BEGIN

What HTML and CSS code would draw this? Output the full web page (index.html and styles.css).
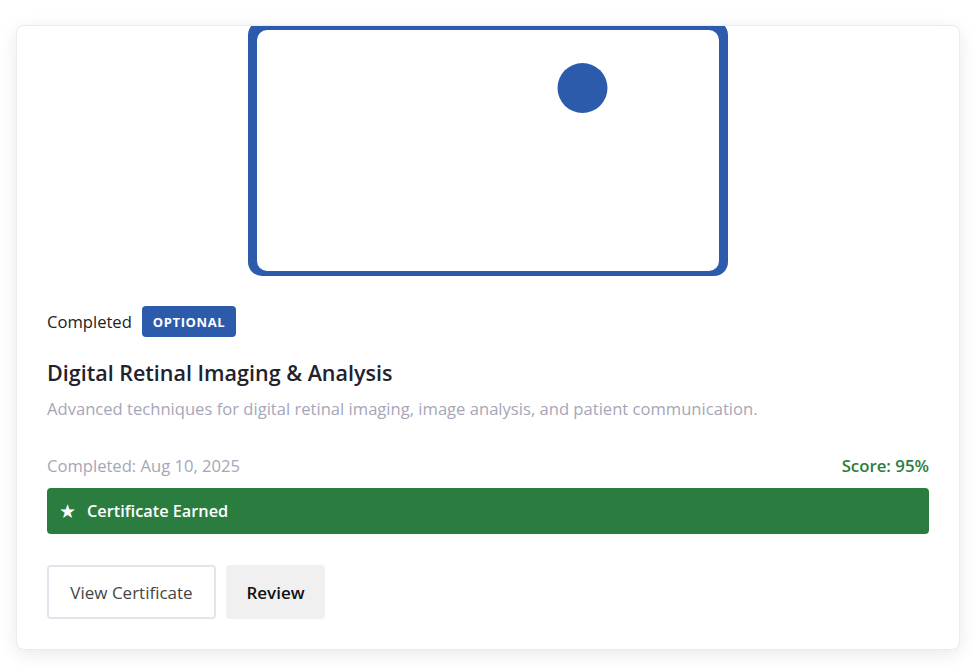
FILE: index.html
```html
<!DOCTYPE html>
<html lang="en">
<head>
<meta charset="utf-8">
<title>Course Card</title>
<link rel="stylesheet" href="styles.css">
</head>
<body>
<div class="card">
  <div class="thumb">
    <svg viewBox="0 0 942 251" preserveAspectRatio="none" aria-hidden="true">
      <path fill="#2d5bab" fill-rule="evenodd" d="M245 -5 H697 A14 14 0 0 1 711 9 V236 A14 14 0 0 1 697 250 H245 A14 14 0 0 1 231 236 V9 A14 14 0 0 1 245 -5 Z M250 4 H692 A10 10 0 0 1 702 14 V235 A10 10 0 0 1 692 245 H250 A10 10 0 0 1 240 235 V14 A10 10 0 0 1 250 4 Z"/>
      <circle cx="565.5" cy="62" r="25" fill="#2d5bab"/>
    </svg>
  </div>
  <div class="body">
    <div class="meta">
      <span class="status">Completed</span>
      <span class="badge">OPTIONAL</span>
    </div>
    <h2 class="title">Digital Retinal Imaging &amp; Analysis</h2>
    <p class="desc">Advanced techniques for digital retinal imaging, image analysis, and patient communication.</p>
    <div class="info">
      <span class="date">Completed: Aug 10, 2025</span>
      <span class="score">Score: 95%</span>
    </div>
    <div class="cert"><span class="star">★</span><span>Certificate Earned</span></div>
    <div class="actions">
      <button class="btn btn-outline">View Certificate</button>
      <button class="btn btn-soft">Review</button>
    </div>
  </div>
</div>
</body>
</html>
```
FILE: styles.css
```css
* { box-sizing: border-box; }
html, body { margin: 0; padding: 0; background: #fff; }
body {
  font-family: "Open Sans", "Noto Sans", sans-serif;
  color: #222;
  padding: 25px 19px 22px 16px;
}
.card {
  background: #fff;
  border: 1px solid #ebebeb;
  border-radius: 8px;
  box-shadow: 0 4px 18px rgba(0,0,0,0.09);
  overflow: hidden;
}
.thumb svg { display: block; width: 100%; height: 251px; }
.body { padding: 29px 30px 30px; }
.meta { display: flex; align-items: center; gap: 10px; height: 31px; }
.status { font-size: 16.6px; color: #222; }
.badge {
  background: #2d5bab;
  color: #fff;
  font-weight: 700;
  font-size: 13px;
  letter-spacing: 0.6px;
  height: 31px;
  padding: 0 11px;
  display: inline-flex;
  align-items: center;
  border-radius: 4px;
}
.title {
  margin: 21px 0 0;
  font-size: 21.5px;
  font-weight: 600;
  line-height: 29px;
  color: #22222e;
}
.desc {
  margin: 10px 0 0;
  font-size: 16.6px;
  line-height: 24px;
  color: #a6a6b8;
}
.info {
  margin-top: 33px;
  display: flex;
  justify-content: space-between;
  align-items: center;
  line-height: 24px;
}
.date { font-size: 16.6px; color: #a6a6b8; }
.score { font-size: 16.8px; font-weight: 600; color: #2a7d3f; }
.cert {
  margin-top: 10px;
  height: 46px;
  background: #2a7d3f;
  border-radius: 4px;
  color: #fff;
  display: flex;
  align-items: center;
  gap: 11px;
  padding: 0 12px;
  font-weight: 600;
  font-size: 16.3px;
}
.star { font-size: 19px; line-height: 1; font-family: "DejaVu Sans", sans-serif; }
.actions { margin-top: 31px; display: flex; gap: 10px; }
.btn {
  font-family: inherit;
  height: 54px;
  border-radius: 4px;
  font-size: 17px;
  padding: 0 20px;
  cursor: pointer;
}
.btn-outline { background: #fff; border: 2px solid #e4e4ec; color: #454545; width: 169px; }
.btn-soft { background: #f0f0f0; border: none; color: #111; font-weight: 600; width: 99px; }
```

END

● **Written exercise**
Return the material word for word. Pictures are not part of the copy.

● **Task result**
What HTML and CSS code would draw this? Output the full web page (index.html and styles.css).
FILE: index.html
```html
<!DOCTYPE html>
<html lang="en">
<head>
<meta charset="utf-8">
<title>Course Card</title>
<link rel="stylesheet" href="styles.css">
</head>
<body>
<div class="card">
  <div class="thumb">
    <svg viewBox="0 0 942 251" preserveAspectRatio="none" aria-hidden="true">
      <path fill="#2d5bab" fill-rule="evenodd" d="M245 -5 H697 A14 14 0 0 1 711 9 V236 A14 14 0 0 1 697 250 H245 A14 14 0 0 1 231 236 V9 A14 14 0 0 1 245 -5 Z M250 4 H692 A10 10 0 0 1 702 14 V235 A10 10 0 0 1 692 245 H250 A10 10 0 0 1 240 235 V14 A10 10 0 0 1 250 4 Z"/>
      <circle cx="565.5" cy="62" r="25" fill="#2d5bab"/>
    </svg>
  </div>
  <div class="body">
    <div class="meta">
      <span class="status">Completed</span>
      <span class="badge">OPTIONAL</span>
    </div>
    <h2 class="title">Digital Retinal Imaging &amp; Analysis</h2>
    <p class="desc">Advanced techniques for digital retinal imaging, image analysis, and patient communication.</p>
    <div class="info">
      <span class="date">Completed: Aug 10, 2025</span>
      <span class="score">Score: 95%</span>
    </div>
    <div class="cert"><span class="star">★</span><span>Certificate Earned</span></div>
    <div class="actions">
      <button class="btn btn-outline">View Certificate</button>
      <button class="btn btn-soft">Review</button>
    </div>
  </div>
</div>
</body>
</html>
```
FILE: styles.css
```css
* { box-sizing: border-box; }
html, body { margin: 0; padding: 0; background: #fff; }
body {
  font-family: "Open Sans", "Noto Sans", sans-serif;
  color: #222;
  padding: 25px 19px 22px 16px;
}
.card {
  background: #fff;
  border: 1px solid #ebebeb;
  border-radius: 8px;
  box-shadow: 0 4px 18px rgba(0,0,0,0.09);
  overflow: hidden;
}
.thumb svg { display: block; width: 100%; height: 251px; }
.body { padding: 29px 30px 30px; }
.meta { display: flex; align-items: center; gap: 10px; height: 31px; }
.status { font-size: 16.6px; color: #222; }
.badge {
  background: #2d5bab;
  color: #fff;
  font-weight: 700;
  font-size: 13px;
  letter-spacing: 0.6px;
  height: 31px;
  padding: 0 11px;
  display: inline-flex;
  align-items: center;
  border-radius: 4px;
}
.title {
  margin: 21px 0 0;
  font-size: 21.5px;
  font-weight: 600;
  line-height: 29px;
  color: #22222e;
}
.desc {
  margin: 10px 0 0;
  font-size: 16.6px;
  line-height: 24px;
  color: #a6a6b8;
}
.info {
  margin-top: 33px;
  display: flex;
  justify-content: space-between;
  align-items: center;
  line-height: 24px;
}
.date { font-size: 16.6px; color: #a6a6b8; }
.score { font-size: 16.8px; font-weight: 600; color: #2a7d3f; }
.cert {
  margin-top: 10px;
  height: 46px;
  background: #2a7d3f;
  border-radius: 4px;
  color: #fff;
  display: flex;
  align-items: center;
  gap: 11px;
  padding: 0 12px;
  font-weight: 600;
  font-size: 16.3px;
}
.star { font-size: 19px; line-height: 1; font-family: "DejaVu Sans", sans-serif; }
.actions { margin-top: 31px; display: flex; gap: 10px; }
.btn {
  font-family: inherit;
  height: 54px;
  border-radius: 4px;
  font-size: 17px;
  padding: 0 20px;
  cursor: pointer;
}
.btn-outline { background: #fff; border: 2px solid #e4e4ec; color: #454545; width: 169px; }
.btn-soft { background: #f0f0f0; border: none; color: #111; font-weight: 600; width: 99px; }
```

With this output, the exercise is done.